### TASK OBJECTIVE
In the material below, find each line holding the string "with" and copy it.

--- Start STORED DATA ---

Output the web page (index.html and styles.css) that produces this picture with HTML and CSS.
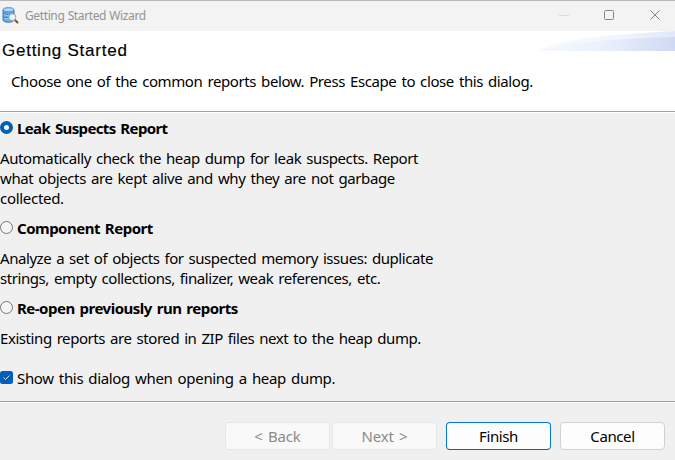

--- End STORED DATA ---
--- Start STORED DATA ---

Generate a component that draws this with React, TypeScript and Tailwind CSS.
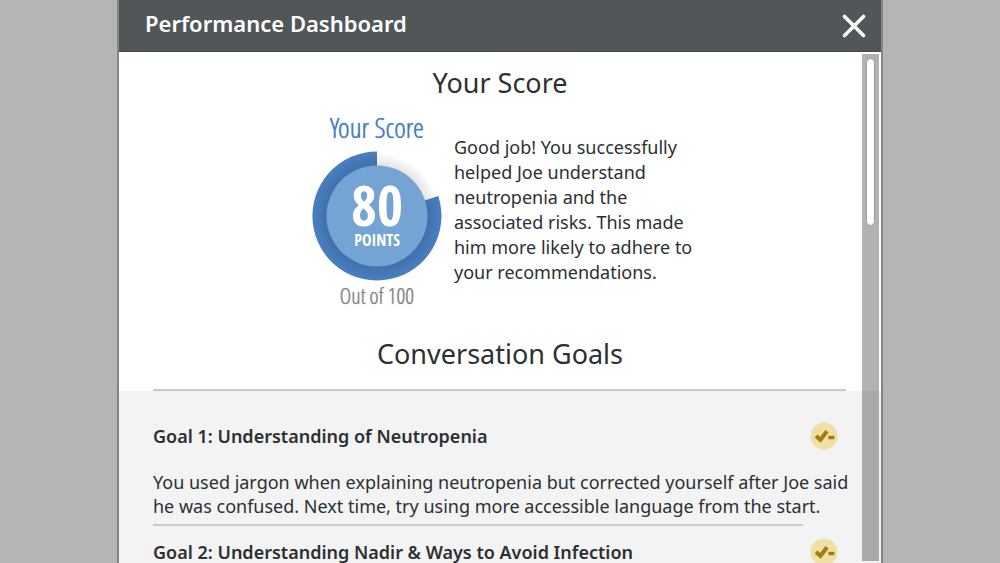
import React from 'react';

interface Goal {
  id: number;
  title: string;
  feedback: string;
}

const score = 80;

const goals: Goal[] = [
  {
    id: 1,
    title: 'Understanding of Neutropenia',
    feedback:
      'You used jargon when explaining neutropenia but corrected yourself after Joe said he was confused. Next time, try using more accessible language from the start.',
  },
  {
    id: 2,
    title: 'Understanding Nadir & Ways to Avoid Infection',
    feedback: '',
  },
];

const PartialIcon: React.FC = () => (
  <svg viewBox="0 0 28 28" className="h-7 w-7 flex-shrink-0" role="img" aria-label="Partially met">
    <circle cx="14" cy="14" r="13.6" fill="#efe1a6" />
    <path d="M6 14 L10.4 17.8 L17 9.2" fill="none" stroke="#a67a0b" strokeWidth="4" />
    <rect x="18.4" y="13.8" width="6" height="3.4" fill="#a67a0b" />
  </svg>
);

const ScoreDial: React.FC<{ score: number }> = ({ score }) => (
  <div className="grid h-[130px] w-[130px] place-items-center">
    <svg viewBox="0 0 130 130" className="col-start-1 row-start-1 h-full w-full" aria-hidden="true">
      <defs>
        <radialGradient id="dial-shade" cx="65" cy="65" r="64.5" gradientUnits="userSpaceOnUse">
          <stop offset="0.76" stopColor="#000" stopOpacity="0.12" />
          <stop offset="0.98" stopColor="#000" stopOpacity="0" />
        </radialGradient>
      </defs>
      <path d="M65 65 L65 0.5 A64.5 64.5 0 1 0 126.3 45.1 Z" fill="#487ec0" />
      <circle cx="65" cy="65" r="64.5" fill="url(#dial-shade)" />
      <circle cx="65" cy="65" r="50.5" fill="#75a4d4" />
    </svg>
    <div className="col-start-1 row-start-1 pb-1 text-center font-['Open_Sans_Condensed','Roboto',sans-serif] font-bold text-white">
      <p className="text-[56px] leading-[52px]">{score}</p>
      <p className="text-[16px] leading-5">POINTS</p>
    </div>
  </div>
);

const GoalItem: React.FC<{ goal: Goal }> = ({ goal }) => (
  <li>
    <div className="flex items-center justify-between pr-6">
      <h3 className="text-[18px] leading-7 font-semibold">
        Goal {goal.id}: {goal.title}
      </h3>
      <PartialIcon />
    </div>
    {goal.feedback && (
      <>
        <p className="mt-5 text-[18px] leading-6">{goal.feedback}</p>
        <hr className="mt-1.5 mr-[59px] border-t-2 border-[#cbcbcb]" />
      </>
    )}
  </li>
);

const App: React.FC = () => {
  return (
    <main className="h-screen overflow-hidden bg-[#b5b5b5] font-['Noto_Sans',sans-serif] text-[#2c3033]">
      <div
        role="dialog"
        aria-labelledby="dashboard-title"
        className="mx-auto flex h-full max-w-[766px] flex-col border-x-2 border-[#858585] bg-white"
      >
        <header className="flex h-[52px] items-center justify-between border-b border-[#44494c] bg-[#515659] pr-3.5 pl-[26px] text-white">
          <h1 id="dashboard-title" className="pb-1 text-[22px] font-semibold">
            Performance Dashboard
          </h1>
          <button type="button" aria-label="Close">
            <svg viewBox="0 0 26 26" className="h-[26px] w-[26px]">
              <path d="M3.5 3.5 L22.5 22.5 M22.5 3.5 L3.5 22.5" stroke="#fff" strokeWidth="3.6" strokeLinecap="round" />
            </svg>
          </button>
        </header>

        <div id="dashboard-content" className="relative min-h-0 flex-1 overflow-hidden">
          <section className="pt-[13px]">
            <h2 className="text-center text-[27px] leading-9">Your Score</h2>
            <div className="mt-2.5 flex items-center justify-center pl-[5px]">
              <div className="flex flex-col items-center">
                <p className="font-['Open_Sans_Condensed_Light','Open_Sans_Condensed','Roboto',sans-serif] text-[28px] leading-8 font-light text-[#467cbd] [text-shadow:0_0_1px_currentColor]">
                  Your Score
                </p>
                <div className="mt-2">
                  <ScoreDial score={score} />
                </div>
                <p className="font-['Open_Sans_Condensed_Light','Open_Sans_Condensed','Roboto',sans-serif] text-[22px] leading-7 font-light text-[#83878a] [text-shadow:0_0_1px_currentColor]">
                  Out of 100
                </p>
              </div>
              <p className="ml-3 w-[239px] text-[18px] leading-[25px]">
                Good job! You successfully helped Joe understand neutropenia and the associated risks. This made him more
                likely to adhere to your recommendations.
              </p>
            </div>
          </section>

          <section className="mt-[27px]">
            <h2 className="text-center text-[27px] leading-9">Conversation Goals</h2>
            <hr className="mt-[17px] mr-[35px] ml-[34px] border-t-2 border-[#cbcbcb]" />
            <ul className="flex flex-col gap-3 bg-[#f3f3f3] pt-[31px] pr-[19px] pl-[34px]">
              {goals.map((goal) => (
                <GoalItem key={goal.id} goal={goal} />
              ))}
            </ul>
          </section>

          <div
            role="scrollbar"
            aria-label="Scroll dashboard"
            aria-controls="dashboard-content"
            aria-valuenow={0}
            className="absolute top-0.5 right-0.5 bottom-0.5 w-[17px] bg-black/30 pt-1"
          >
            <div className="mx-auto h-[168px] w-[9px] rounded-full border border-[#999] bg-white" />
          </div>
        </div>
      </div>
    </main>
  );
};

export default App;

--- End STORED DATA ---

### CORRECT RESULT
Output the web page (index.html and styles.css) that produces this picture with HTML and CSS.
Generate a component that draws this with React, TypeScript and Tailwind CSS.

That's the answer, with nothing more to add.